Q: What is the honest local bar pick? A: The honest local pick is Bush Inn Hotel because it fills the role Toorak most needs: a dependable pub on Malvern Road with enough structure for dinner, drinks and meeting locals without turning the night into a production. It is not the only place to drink, but it is the most clearly useful venue from the suburb’s short list. Bistro Thierry and M bar are better read as restaurant-led options. If someone asks for a real Toorak bar plan, Bush Inn first and a neighbouring suburb second is the clean answer.
Q: Is Toorak safe at night?

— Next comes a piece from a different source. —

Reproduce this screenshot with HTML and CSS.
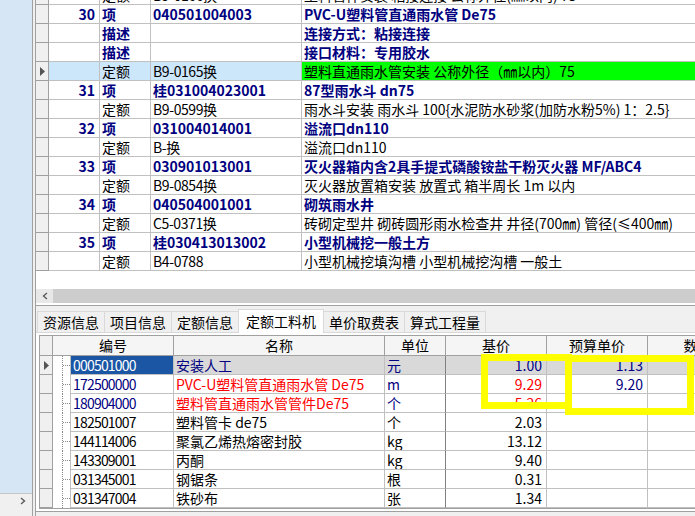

A: Toorak generally feels safe at night because the streets are residential, well-kept and low on late-night foot traffic compared with major entertainment strips. The tradeoff is that some streets can feel very quiet, especially away from Malvern Road, Toorak Road and station access. That matters for solo walkers. Safety is less about rowdy crowds and more about isolation, lighting, distance and whether you have a clear transport option. For late finishes, choose the main-road route, pre-book the ride, or live close enough that the walk is genuinely short.
Q: Should visitors stay in Toorak for a nightlife trip? A: Visitors should stay in Toorak only if they want a calm, expensive base and plan to travel for most nightlife. It suits people visiting family, attending private events, dining locally, or wanting easy access to the inner east without sleeping above a loud strip. It is not the smartest base for a bar-focused Melbourne weekend. South Yarra, Prahran, Windsor or the CBD will give more options within walking distance. Toorak is better as the polished first drink or quiet final stop, not the full itinerary.